ISI-CIA ties hit rock bottom
ISLAMABAD (Agencies) - Cooperation between the American and Pakistani spy agencies has been scaled back because of an incident involving a CIA contractor shooting two Pakistanis, Pakistani intelligence officials said on Thursday.
A senior intelligence official in Islamabad said the case of Raymond Davis had strained but not broken relations between the CIA and the Pakistani Directorate of Inter-Services Intelligences (ISI) because the ISI didn’t know about Davis before he shot and killed two Pakistanis on January 27 in Lahore.
“It’s not business as usual; it’s not open war,” the official told Reuters. “Cooperation and operations together will continue at a lesser scale.”
Another intelligence official denied rumours that the two agencies were not working together.“We are not ready to split,” he said. “There has been a patch up because we have both realised that in the larger interest of the region and the war on terrorism, CIA and ISI must work together.”
The case of 36-year-old Davis, a former US special forces officer, has strained the already-uneasy alliance between the United States and Pakistan, who are supposed to be united in the face of militants waging a war in Afghanistan. Davis’ killing of two Pakistani men in Lahore has inflamed anti-US sentiment in Pakistan, effectively giving the government little choice but to prosecute him in court. His trial for murder begins on Friday.
Davis has been revealed to be a CIA contractor. The United States says the assignment gives Davis diplomatic immunity and he should be released immediately.The US embassy in Islamabad declined to comment.
The possible presence of more CIA contractors like Davis worries the ISI because they don’t know how many there are, their identities or their duties. Officials say there could be “hundreds.”
“We are concerned,” the first official told Reuters. “We don’t know how many and we have asked them (CIA) to give this information to us.
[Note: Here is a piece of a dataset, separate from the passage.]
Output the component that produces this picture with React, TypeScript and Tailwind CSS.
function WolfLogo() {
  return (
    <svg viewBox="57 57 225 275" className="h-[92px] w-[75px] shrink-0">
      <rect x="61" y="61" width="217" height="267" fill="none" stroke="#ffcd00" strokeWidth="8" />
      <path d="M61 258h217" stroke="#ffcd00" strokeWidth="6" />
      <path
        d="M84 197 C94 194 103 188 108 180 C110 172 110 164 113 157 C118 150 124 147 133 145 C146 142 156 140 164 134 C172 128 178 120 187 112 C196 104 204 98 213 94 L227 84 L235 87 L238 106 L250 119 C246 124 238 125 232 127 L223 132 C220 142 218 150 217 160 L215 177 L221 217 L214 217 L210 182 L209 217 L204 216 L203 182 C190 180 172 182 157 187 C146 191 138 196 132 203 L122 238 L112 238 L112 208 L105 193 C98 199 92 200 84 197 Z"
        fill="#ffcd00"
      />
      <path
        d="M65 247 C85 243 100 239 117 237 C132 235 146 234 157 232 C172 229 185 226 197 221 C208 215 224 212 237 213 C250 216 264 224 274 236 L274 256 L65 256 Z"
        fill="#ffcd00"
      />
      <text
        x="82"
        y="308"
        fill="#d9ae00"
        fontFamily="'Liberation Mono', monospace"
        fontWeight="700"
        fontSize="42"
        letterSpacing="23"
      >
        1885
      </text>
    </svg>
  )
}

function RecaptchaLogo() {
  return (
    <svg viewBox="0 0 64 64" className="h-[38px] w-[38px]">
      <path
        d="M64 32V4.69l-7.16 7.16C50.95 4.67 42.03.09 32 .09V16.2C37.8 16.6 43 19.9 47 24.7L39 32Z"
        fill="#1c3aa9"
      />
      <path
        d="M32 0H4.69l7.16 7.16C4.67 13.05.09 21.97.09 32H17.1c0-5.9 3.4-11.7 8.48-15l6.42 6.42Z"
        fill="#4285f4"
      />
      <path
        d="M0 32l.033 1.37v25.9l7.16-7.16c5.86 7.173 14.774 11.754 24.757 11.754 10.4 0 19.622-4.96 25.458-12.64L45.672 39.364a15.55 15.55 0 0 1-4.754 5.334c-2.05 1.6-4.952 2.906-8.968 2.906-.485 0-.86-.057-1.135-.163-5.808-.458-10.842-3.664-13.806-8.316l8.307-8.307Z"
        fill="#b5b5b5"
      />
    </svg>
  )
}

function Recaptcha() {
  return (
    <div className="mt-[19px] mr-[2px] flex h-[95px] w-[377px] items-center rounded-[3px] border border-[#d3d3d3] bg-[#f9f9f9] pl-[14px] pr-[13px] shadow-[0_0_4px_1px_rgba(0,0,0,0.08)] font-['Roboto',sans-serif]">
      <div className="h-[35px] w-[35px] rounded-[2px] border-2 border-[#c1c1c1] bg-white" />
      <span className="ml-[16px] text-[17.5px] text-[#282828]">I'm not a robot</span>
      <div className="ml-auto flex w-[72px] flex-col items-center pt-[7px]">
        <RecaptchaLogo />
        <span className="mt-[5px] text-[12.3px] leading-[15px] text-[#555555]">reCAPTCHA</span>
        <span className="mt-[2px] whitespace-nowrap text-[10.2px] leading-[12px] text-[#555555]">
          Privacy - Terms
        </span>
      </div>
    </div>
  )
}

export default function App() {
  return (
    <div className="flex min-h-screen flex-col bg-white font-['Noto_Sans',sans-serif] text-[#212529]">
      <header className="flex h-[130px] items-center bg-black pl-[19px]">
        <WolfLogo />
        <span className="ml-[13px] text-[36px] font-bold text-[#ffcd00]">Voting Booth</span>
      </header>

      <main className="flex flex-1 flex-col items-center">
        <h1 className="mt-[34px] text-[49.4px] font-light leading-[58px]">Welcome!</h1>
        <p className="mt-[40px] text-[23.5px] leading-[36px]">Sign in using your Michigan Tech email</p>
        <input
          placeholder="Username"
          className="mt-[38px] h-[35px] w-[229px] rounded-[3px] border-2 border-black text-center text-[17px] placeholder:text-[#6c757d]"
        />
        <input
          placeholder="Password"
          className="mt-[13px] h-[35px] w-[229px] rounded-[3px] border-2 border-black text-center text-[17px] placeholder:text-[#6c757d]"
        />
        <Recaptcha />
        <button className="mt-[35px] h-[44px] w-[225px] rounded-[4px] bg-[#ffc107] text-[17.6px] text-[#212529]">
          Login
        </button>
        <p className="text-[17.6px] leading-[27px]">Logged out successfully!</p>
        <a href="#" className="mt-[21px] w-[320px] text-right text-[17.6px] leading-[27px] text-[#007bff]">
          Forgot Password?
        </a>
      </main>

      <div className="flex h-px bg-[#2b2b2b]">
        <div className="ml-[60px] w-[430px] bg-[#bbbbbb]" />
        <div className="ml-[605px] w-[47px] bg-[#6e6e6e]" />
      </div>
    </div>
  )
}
But they haven’t done that yet.”
It is widely thought the CIA is running a network of spies in Pakistan for a number of reasons: identifying militant targets for a campaign of strikes by unmanned drone aircraft, gathering intelligence on militant groups and on Pakistan’s nuclear programme.
Signs of strain were evident in a letter the ISI sent to the Wall Street Journal in response to an article the newspaper published on the tension between the agencies.
“It is regrettable that CIA leadership on many occasions has failed to show respect to the relationship of the two agencies and has acted with arrogance towards ISI which has resulted in weakening the relationship on which it is entirely dependant,” the ISI said, according to a copy seen by Reuters.
“Involvement of CIA with Raymond Davis is beyond any shadow of doubt. Post incident conduct of CIA has virtually put the partnership into question.
The ISI is now scouring thousands of visas issued to US employees in Pakistan. The ISI official said Davis’ visa application contains bogus references and phone numbers. He said thousands of visas were issued to US Embassy employees over the past five months following a government directive to the Pakistan Embassy in Washington to issue visas without the usual vetting by the interior ministry and the ISI. The same directive was issued to the Pakistan embassies in Britain and the United Arab Emirates, he said.
Within two days of receiving that directive, the Pakistani Embassy issued 400 visas and since then thousands more have been issued, said the ISI official. A Western diplomat in Pakistan agreed that a “floodgate” opened for US Embassy employees requesting Pakistani visas.
The ISI official said his agency knows and works with “the bona fide CIA people in Pakistan” but is upset that the CIA would send others over behind its back. For now, he said, his agency is not talking with the CIA at any level, including the most senior.
To regain support and assistance, he said, “they have to start showing respect, not belittling us, not being belligerent to us, not treating us like we are their lackeys.”
Nato and US operations in Afghanistan could be adversely effected by a split between the ISI and the CIA. Washington complains bitterly about Pakistan’s refusal to go after the Haqqani network, which is believed to be the strongest fighting force in Afghanistan and closely allied with al-Qaeda.
The ISI official said Pakistan is fed up with Washington’s complaints, and he accused the CIA of planting stories about ISI assistance to the Haqqani network.
Irrespective of the commonality of objectives in this war on terror, it is hard to predict if the relationship will ever reach the level at which it was prior to the Davis episode.”
Relations between the two agencies has been on a downward slide since December when the CIA station chief in Islamabad was forced to leave the country after his name was published in a court filing over drone attacks.
The ISI resents US suspicion over its commitment to fighting militancy.
“We are fighting not at the behest or for the Americans. We are fighting a war for ourselves, for our future,” the first intelligence official said. “We just have common interests. For both of us to succeed, we need each other.”